You would have been there. You should have been there. And they should have known you and grown up with you. And you should have known them.
This weekend there was a great big gaping hole where you should have been.
You are so missed.
Love always,
Jen



I think about my Mom everyday and this really hit home. My Mom should be here too....she is missing so much and I miss her so much everyday.
I often think of her and and think the same thing that you said...and I cry at the stupidist times, thinking that she would have loved seeing something!
*snap*
That was the sound of my heart breaking.
God, I miss her.
Hugs and love.
xoxo
Sending love your way, Jen. xox
she's there, although it's not the same as a real hug. i have always imagined my m.i.l. playing alongside my girls all of the time even when she was alive...she had MS and could never do that, much less give them a hug.

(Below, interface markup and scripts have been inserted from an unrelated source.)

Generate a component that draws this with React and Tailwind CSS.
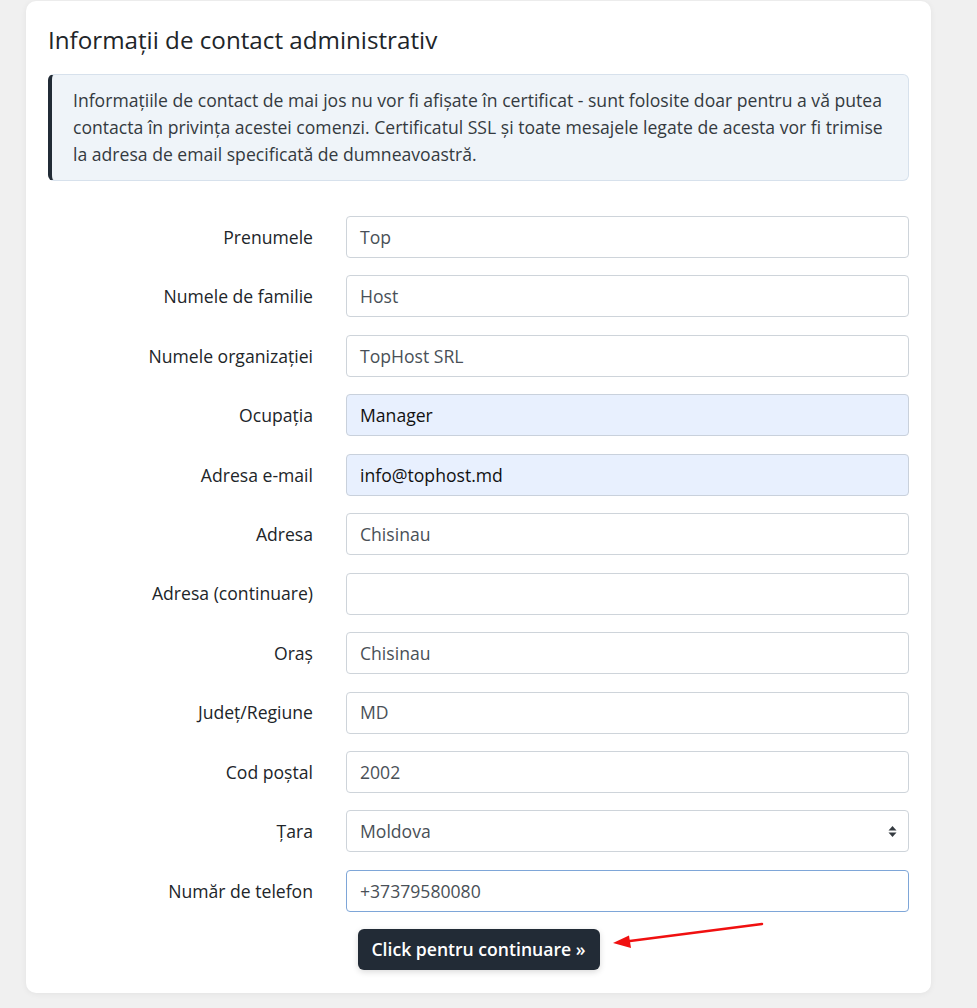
import React from 'react';

const fields = [
  { label: 'Prenumele', value: 'Top' },
  { label: 'Numele de familie', value: 'Host' },
  { label: 'Numele organizației', value: 'TopHost SRL' },
  { label: 'Ocupația', value: 'Manager', autofill: true },
  { label: 'Adresa e-mail', value: 'info@tophost.md', autofill: true },
  { label: 'Adresa', value: 'Chisinau' },
  { label: 'Adresa (continuare)', value: '' },
  { label: 'Oraș', value: 'Chisinau' },
  { label: 'Județ/Regiune', value: 'MD' },
  { label: 'Cod poștal', value: '2002' },
  { label: 'Țara', value: 'Moldova', select: true },
  { label: 'Număr de telefon', value: '+37379580080', focus: true },
];

function Field({ field }) {
  let box = 'bg-white border-[#ced4da] text-[#495057]';
  if (field.autofill) box = 'bg-[#e8f0fe] border-[#c9d1dc] text-[#111]';
  if (field.focus) box = 'bg-white border-[#7ea6d8] text-[#495057]';

  return (
    <div className="flex items-center h-[42px]">
      <div className="w-[265px] text-right text-[17.6px] text-[#212529] shrink-0">{field.label}</div>
      <div className={`ml-[33px] w-[563px] h-[42px] border rounded-[4px] flex items-center justify-between px-[13px] text-[17.6px] ${box}`}>
        <span>{field.value}</span>
        {field.select && (
          <svg width="9" height="13" viewBox="0 0 9 13" className="mr-[-2px]">
            <path d="M4.5 1 L8.5 5.5 L0.5 5.5 Z" fill="#343a40" />
            <path d="M4.5 12 L8.5 7.5 L0.5 7.5 Z" fill="#343a40" />
          </svg>
        )}
      </div>
    </div>
  );
}

export default function App() {
  return (
    <div className="min-h-[1008px] bg-[#f0f0f0] relative" style={{ fontFamily: '"Open Sans", "Noto Sans", sans-serif' }}>
      <div className="ml-[26px] w-[905px] pt-[1px]">
        <div className="bg-white rounded-[10px] shadow-[0_1px_6px_rgba(0,0,0,0.06)] px-[22px] pt-[24px] pb-[23px]">
          <h2 className="text-[24.2px] leading-[29px] text-[#212529] mb-[20px]">Informații de contact administrativ</h2>

          <div className="bg-[#eff4f9] border border-[#d7e1ec] border-l-4 border-l-[#212b36] rounded-[6px] pl-[21px] pr-[20px] py-3 text-[17.6px] leading-[27px] text-[#343a40]">
            Informațiile de contact de mai jos nu vor fi afișate în certificat - sunt folosite doar pentru a vă putea contacta în privința acestei comenzi. Certificatul SSL și toate mesajele legate de acesta vor fi trimise la adresa de email specificată de dumneavoastră.
          </div>

          <div className="mt-[35px] flex flex-col gap-[17.45px]">
            {fields.map((f) => (
              <Field key={f.label} field={f} />
            ))}
          </div>

          <div className="mt-[17px] flex justify-center">
            <button className="w-[242px] h-[41px] rounded-[6px] bg-[#222b36] text-white text-[17.6px] font-semibold shadow-[0_2px_6px_rgba(0,0,0,0.15)]">
              Click pentru continuare »
            </button>
          </div>
        </div>
      </div>

      <svg className="absolute left-[600px] top-[915px]" width="180" height="40" viewBox="0 0 180 40">
        <line x1="162" y1="9" x2="26" y2="26.5" stroke="#f01010" strokeWidth="2.5" strokeLinecap="round" />
        <path d="M13 28 L29 20.5 L31 33 Z" fill="#f01010" />
      </svg>
    </div>
  );
}
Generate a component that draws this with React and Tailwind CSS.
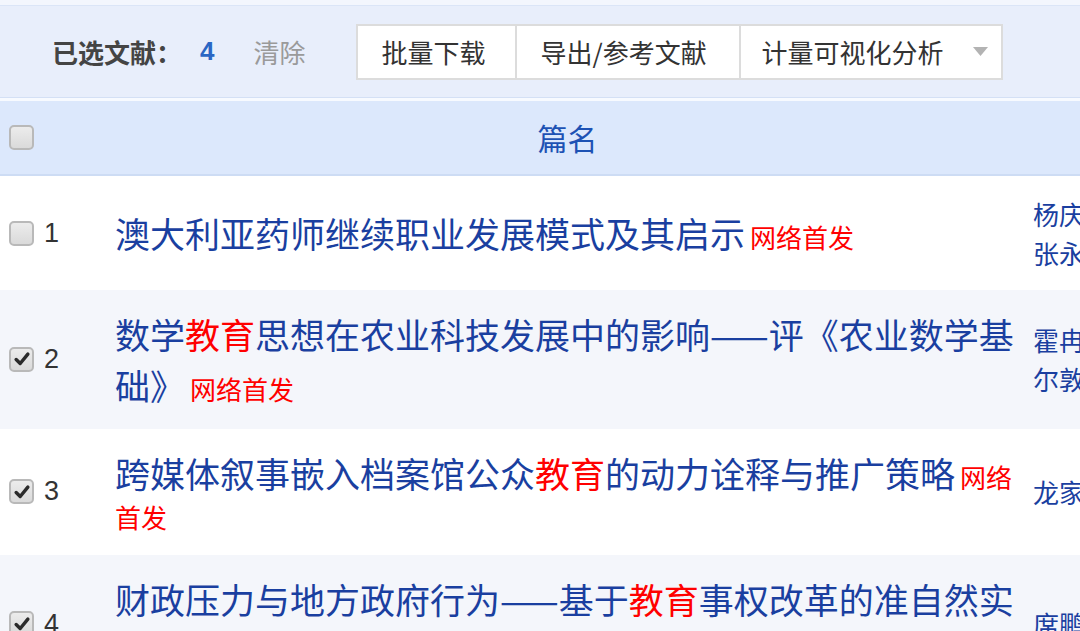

i have a feeling they will know her from the stories and pictures you will pass on to them to the way you interact with them..."my mom used to do this..."
big hugs to you all xo
Oh as I read this anxiety sets in, my Mom is still here but really ill now and thinking about her not in my life and reading your words makes my heart break and I just can't imagine not talking to her daily, asking her advice, and to never be loved unconditionally again a love only a mother can give. Hugs to all of you who have lost theirs and have the strength to talk about them with respect and love.
Jen - no words - you know that I know. It's unfair. The constant ache. xxx
Sigh.... yeah... I know....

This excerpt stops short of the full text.